Provokation hat Tradition in Ihrer Familie. Eine Leidenschaft, die Sie mit Lars von Trier teilen?
Ich glaube, das stimmt. Ich mag es, Kunst mit Provokation zu verbinden. Mein Vater hat mich mit dem Song „Lemon Incest“ einem richtigen Skandal ausgesetzt. Aber ich musste das damals nicht hautnah miterleben, weil ich in einem Internat und deshalb sehr abgeschirmt war. Mein Vater und Lars sind zwar sehr verschieden, aber sie ähneln einander auf eine bestimmte Art und Weise. Diese massive Provokation basiert bei Lars auf großer Schüchternheit und der Tatsache, dass er sich unwohl in seiner Haut fühlt. Bei meinem Vater war das genauso.

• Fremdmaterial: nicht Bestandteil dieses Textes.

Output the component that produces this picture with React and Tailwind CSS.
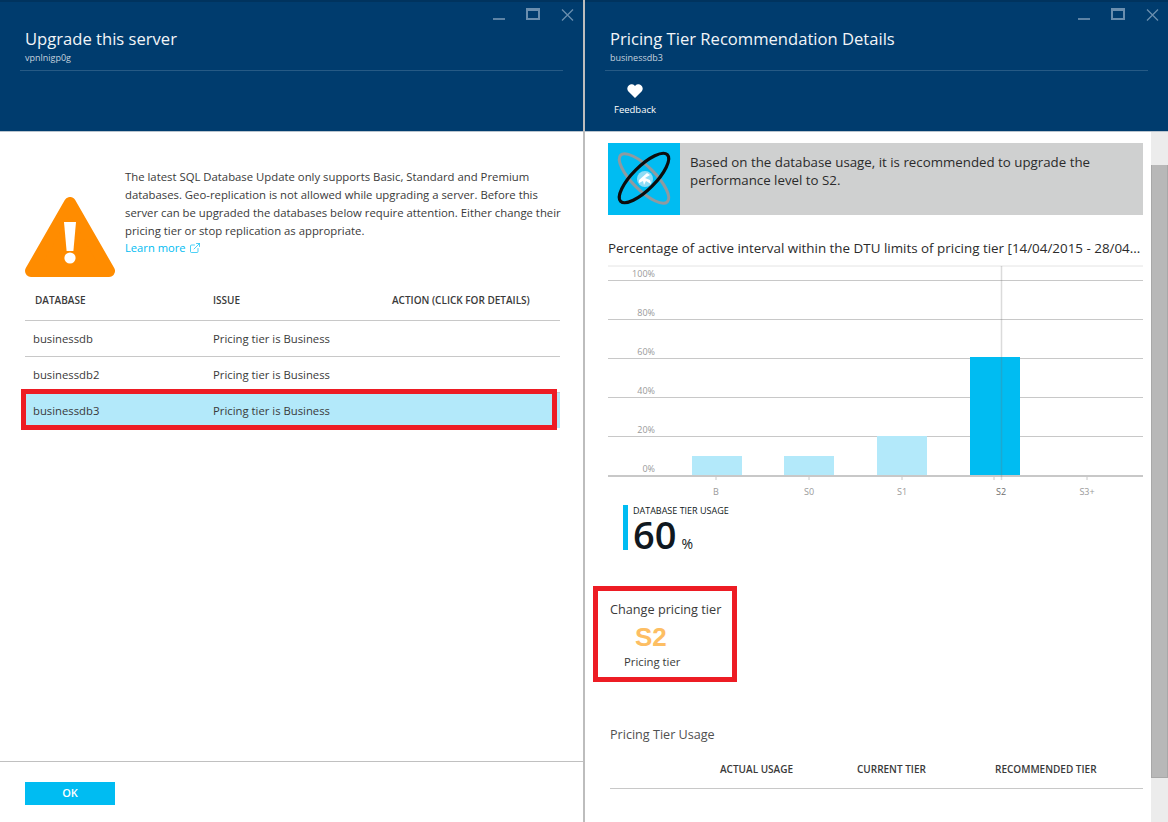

Sie sind nicht nur Schauspielerin, sondern auch Musikerin. War es Ihre Idee, dass Sie am Ende von „Nymphomaniac“ den bekannten Folksong „Hey Joe“ von Jimi Hendrix singen?
Lars wollte eigentlich den Originalsong von Hendrix verwenden, aber das klappte nicht. Deswegen war er ziemlich enttäuscht. Er fragte mich, ob ich es nicht einmal mit dem Lied versuchen könnte. Ich war zunächst sehr eingeschüchtert, weil das Lied schon viele große Künstler vor mir gesungen hatten. 

Wie haben sich Ihre Prioritäten im Laufe der Jahre verschoben? Machen Sie lieber Filme oder Musik?
Ich fühle mich beim Film inzwischen sehr zu Hause, das ist meine Welt. Aber wenn ich keine Musik mache, fehlt mir etwas. Ich möchte gern ein weiteres Album aufnehmen, und ich werde alles dafür tun, dass es zustande kommt.

Tipp

„Nymphomaniac“ von Lars von Trier mit Charlotte Gainsbourg läuft am 21. Februar im Kino an (Teil 1), Teil 2 folgt am 4. April.